=== MATERIAL PROVIDED ===

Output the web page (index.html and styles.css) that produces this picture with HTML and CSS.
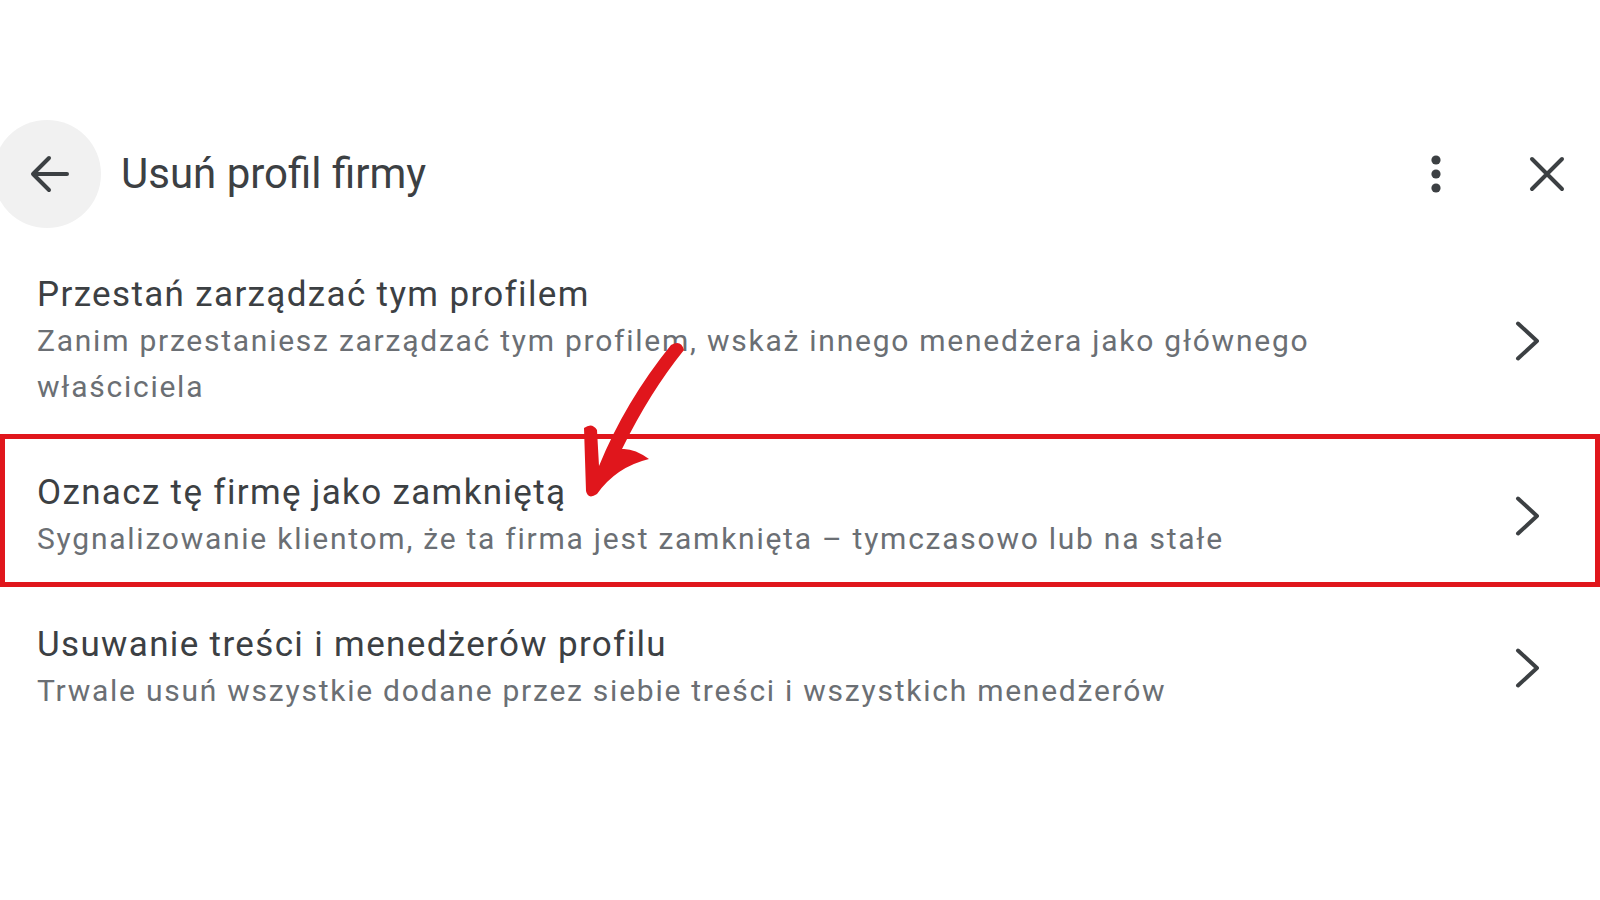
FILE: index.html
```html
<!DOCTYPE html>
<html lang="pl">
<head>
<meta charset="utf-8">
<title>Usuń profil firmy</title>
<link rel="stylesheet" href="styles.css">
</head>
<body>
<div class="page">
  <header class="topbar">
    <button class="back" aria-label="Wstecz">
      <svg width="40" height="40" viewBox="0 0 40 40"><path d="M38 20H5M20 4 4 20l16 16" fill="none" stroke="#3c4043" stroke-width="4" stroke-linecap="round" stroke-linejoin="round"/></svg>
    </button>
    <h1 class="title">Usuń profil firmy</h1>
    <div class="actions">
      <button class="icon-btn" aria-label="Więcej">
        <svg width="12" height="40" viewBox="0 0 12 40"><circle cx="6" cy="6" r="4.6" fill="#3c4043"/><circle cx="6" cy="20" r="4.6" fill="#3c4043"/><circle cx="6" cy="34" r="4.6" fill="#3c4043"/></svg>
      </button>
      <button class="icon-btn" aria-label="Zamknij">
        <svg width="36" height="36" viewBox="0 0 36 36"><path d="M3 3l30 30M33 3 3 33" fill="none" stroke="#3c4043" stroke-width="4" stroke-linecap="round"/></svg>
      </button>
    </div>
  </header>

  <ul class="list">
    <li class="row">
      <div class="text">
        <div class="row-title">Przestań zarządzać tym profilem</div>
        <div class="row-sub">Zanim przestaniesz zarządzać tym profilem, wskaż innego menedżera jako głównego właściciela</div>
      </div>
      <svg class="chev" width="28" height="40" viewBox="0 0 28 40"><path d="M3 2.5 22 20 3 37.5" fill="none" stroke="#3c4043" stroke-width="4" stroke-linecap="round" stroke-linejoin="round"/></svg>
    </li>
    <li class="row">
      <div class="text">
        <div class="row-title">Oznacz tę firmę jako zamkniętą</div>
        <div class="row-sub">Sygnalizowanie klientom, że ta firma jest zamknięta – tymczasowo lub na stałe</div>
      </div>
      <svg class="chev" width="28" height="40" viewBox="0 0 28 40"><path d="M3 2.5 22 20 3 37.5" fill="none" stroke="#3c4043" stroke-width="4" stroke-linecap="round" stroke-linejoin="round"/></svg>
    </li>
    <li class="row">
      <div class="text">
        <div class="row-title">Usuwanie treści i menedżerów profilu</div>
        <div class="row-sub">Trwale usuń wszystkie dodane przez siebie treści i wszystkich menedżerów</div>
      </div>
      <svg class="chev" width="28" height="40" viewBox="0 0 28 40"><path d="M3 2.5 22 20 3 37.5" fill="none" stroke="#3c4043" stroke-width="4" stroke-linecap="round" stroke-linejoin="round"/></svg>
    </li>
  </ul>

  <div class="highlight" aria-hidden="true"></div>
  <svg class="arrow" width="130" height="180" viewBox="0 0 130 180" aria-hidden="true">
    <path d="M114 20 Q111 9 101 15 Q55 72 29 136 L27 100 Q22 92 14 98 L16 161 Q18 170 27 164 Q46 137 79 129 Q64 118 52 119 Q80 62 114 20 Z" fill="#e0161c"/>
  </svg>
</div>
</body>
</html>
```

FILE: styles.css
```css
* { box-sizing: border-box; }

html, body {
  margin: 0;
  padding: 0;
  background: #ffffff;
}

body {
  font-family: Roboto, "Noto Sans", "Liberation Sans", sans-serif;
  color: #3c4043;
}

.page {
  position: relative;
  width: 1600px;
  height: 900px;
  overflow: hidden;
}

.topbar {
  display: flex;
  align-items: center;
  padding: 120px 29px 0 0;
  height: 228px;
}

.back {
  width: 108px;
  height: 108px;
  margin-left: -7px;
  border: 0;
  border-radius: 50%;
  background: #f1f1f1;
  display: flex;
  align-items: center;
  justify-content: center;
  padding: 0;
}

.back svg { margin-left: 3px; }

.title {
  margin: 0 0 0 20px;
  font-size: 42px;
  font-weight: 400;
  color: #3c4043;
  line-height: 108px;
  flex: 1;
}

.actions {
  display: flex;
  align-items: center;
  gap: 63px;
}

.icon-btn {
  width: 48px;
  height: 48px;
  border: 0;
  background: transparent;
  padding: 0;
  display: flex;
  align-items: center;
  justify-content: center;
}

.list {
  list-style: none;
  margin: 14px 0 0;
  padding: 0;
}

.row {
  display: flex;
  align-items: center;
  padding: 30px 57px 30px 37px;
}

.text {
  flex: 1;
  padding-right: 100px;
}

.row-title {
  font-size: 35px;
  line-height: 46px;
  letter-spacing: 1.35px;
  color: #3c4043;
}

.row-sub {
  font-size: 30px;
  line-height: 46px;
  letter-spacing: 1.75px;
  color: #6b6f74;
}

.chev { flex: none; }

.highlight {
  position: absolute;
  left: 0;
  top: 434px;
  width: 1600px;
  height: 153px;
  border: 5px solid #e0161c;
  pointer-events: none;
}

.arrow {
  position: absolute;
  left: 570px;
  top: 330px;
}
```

===

SET TASK – Transcribe the whole listing, character for character, but not its images.

RESULT –
Output the web page (index.html and styles.css) that produces this picture with HTML and CSS.
FILE: index.html
```html
<!DOCTYPE html>
<html lang="pl">
<head>
<meta charset="utf-8">
<title>Usuń profil firmy</title>
<link rel="stylesheet" href="styles.css">
</head>
<body>
<div class="page">
  <header class="topbar">
    <button class="back" aria-label="Wstecz">
      <svg width="40" height="40" viewBox="0 0 40 40"><path d="M38 20H5M20 4 4 20l16 16" fill="none" stroke="#3c4043" stroke-width="4" stroke-linecap="round" stroke-linejoin="round"/></svg>
    </button>
    <h1 class="title">Usuń profil firmy</h1>
    <div class="actions">
      <button class="icon-btn" aria-label="Więcej">
        <svg width="12" height="40" viewBox="0 0 12 40"><circle cx="6" cy="6" r="4.6" fill="#3c4043"/><circle cx="6" cy="20" r="4.6" fill="#3c4043"/><circle cx="6" cy="34" r="4.6" fill="#3c4043"/></svg>
      </button>
      <button class="icon-btn" aria-label="Zamknij">
        <svg width="36" height="36" viewBox="0 0 36 36"><path d="M3 3l30 30M33 3 3 33" fill="none" stroke="#3c4043" stroke-width="4" stroke-linecap="round"/></svg>
      </button>
    </div>
  </header>

  <ul class="list">
    <li class="row">
      <div class="text">
        <div class="row-title">Przestań zarządzać tym profilem</div>
        <div class="row-sub">Zanim przestaniesz zarządzać tym profilem, wskaż innego menedżera jako głównego właściciela</div>
      </div>
      <svg class="chev" width="28" height="40" viewBox="0 0 28 40"><path d="M3 2.5 22 20 3 37.5" fill="none" stroke="#3c4043" stroke-width="4" stroke-linecap="round" stroke-linejoin="round"/></svg>
    </li>
    <li class="row">
      <div class="text">
        <div class="row-title">Oznacz tę firmę jako zamkniętą</div>
        <div class="row-sub">Sygnalizowanie klientom, że ta firma jest zamknięta – tymczasowo lub na stałe</div>
      </div>
      <svg class="chev" width="28" height="40" viewBox="0 0 28 40"><path d="M3 2.5 22 20 3 37.5" fill="none" stroke="#3c4043" stroke-width="4" stroke-linecap="round" stroke-linejoin="round"/></svg>
    </li>
    <li class="row">
      <div class="text">
        <div class="row-title">Usuwanie treści i menedżerów profilu</div>
        <div class="row-sub">Trwale usuń wszystkie dodane przez siebie treści i wszystkich menedżerów</div>
      </div>
      <svg class="chev" width="28" height="40" viewBox="0 0 28 40"><path d="M3 2.5 22 20 3 37.5" fill="none" stroke="#3c4043" stroke-width="4" stroke-linecap="round" stroke-linejoin="round"/></svg>
    </li>
  </ul>

  <div class="highlight" aria-hidden="true"></div>
  <svg class="arrow" width="130" height="180" viewBox="0 0 130 180" aria-hidden="true">
    <path d="M114 20 Q111 9 101 15 Q55 72 29 136 L27 100 Q22 92 14 98 L16 161 Q18 170 27 164 Q46 137 79 129 Q64 118 52 119 Q80 62 114 20 Z" fill="#e0161c"/>
  </svg>
</div>
</body>
</html>
```

FILE: styles.css
```css
* { box-sizing: border-box; }

html, body {
  margin: 0;
  padding: 0;
  background: #ffffff;
}

body {
  font-family: Roboto, "Noto Sans", "Liberation Sans", sans-serif;
  color: #3c4043;
}

.page {
  position: relative;
  width: 1600px;
  height: 900px;
  overflow: hidden;
}

.topbar {
  display: flex;
  align-items: center;
  padding: 120px 29px 0 0;
  height: 228px;
}

.back {
  width: 108px;
  height: 108px;
  margin-left: -7px;
  border: 0;
  border-radius: 50%;
  background: #f1f1f1;
  display: flex;
  align-items: center;
  justify-content: center;
  padding: 0;
}

.back svg { margin-left: 3px; }

.title {
  margin: 0 0 0 20px;
  font-size: 42px;
  font-weight: 400;
  color: #3c4043;
  line-height: 108px;
  flex: 1;
}

.actions {
  display: flex;
  align-items: center;
  gap: 63px;
}

.icon-btn {
  width: 48px;
  height: 48px;
  border: 0;
  background: transparent;
  padding: 0;
  display: flex;
  align-items: center;
  justify-content: center;
}

.list {
  list-style: none;
  margin: 14px 0 0;
  padding: 0;
}

.row {
  display: flex;
  align-items: center;
  padding: 30px 57px 30px 37px;
}

.text {
  flex: 1;
  padding-right: 100px;
}

.row-title {
  font-size: 35px;
  line-height: 46px;
  letter-spacing: 1.35px;
  color: #3c4043;
}

.row-sub {
  font-size: 30px;
  line-height: 46px;
  letter-spacing: 1.75px;
  color: #6b6f74;
}

.chev { flex: none; }

.highlight {
  position: absolute;
  left: 0;
  top: 434px;
  width: 1600px;
  height: 153px;
  border: 5px solid #e0161c;
  pointer-events: none;
}

.arrow {
  position: absolute;
  left: 570px;
  top: 330px;
}
```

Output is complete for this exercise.